Code and data are publicly available at https://github.com/WooooDyy/LLM-Reverse-Curriculum-RL. The paper provides algorithm pseudocode and hyperparameter discussions.

📊 Experiments & Results

Evaluation Setup

Evaluated on 8 reasoning datasets covering math and commonsense reasoning.

Benchmarks:

GSM8K (Grade School Math)
MATH (Challenging Math Problems)
SVAMP (Math Word Problems)
MultiArith (Arithmetic Reasoning)

Metrics:

Accuracy
Statistical methodology: Not explicitly reported in the paper

Key Results

Benchmark	Metric	Baseline	This Paper	Δ
Comparison against standard RL (Outcome Supervision) baseline across multiple tasks using Llama2-7B.
Average (8 tasks)	Accuracy	45.0	49.1	+4.1
GSM8K	Accuracy	42.5	46.7	+4.2
Program-based reasoning results (generating code to solve math problems) on GSM8K.
GSM8K	Accuracy	48.2	59.6	+11.4

Experiment Figures

Performance curves comparing 'Vanilla staged RL' (sequential stages) vs 'R³' (mixed stages).

Main Takeaways

R³ consistently outperforms both SFT and standard RL with outcome supervision across diverse reasoning tasks.
The method is particularly effective for program-based reasoning (math via code), showing large gains over SFT.
Mixing stages (training on both easy/late start states and hard/early start states simultaneously) is crucial for stability and preventing catastrophic forgetting of earlier curriculum stages.
The approach effectively bridges the gap between outcome and process supervision without requiring extra human annotation effort.

📚 Prerequisite Knowledge

Prerequisites

Reinforcement Learning (PPO, Policy Gradient)
Language Modeling (Chain-of-Thought)
Curriculum Learning

Key Terms

R³: Reverse Curriculum Reinforcement Learning—the proposed method that trains models by sliding the start state from the end of a demonstration to the beginning.
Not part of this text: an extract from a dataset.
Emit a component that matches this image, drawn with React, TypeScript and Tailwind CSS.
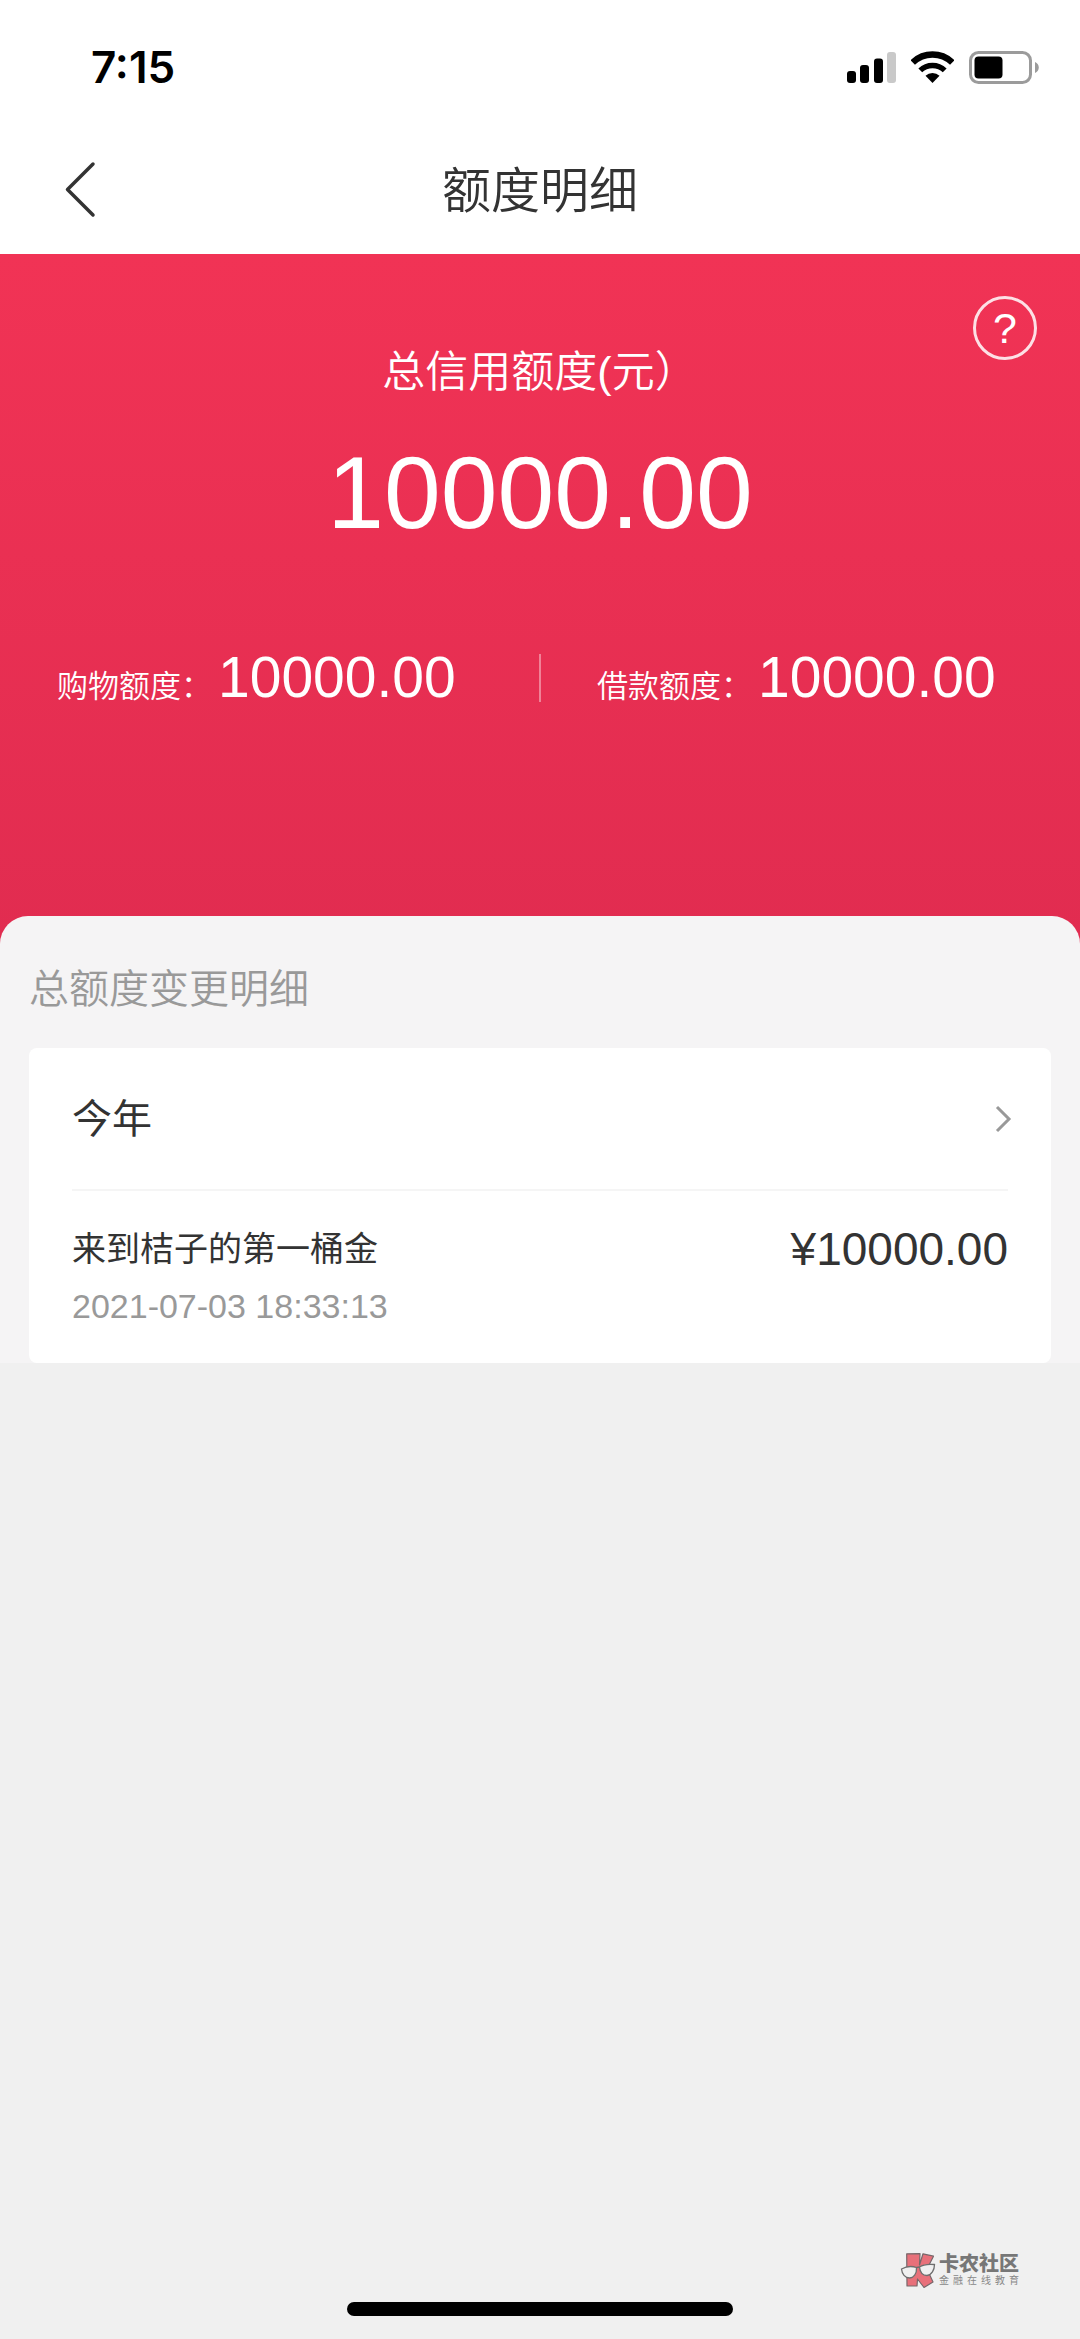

Outcome Supervision: Providing a reward signal only based on the correctness of the final answer, without evaluating intermediate steps.

Process Supervision: Providing reward signals at each intermediate step of the reasoning chain, typically requiring human annotation.

PPO: Proximal Policy Optimization—a standard policy gradient method used for training.

SFT: Supervised Fine-Tuning—training the model to mimic demonstrations via maximum likelihood estimation.

Chain-of-Thought: A prompting or generation style where the model produces intermediate reasoning steps before the final answer.

Program-based reasoning: Generating executable code (e.g., Python) to solve reasoning problems rather than natural language text.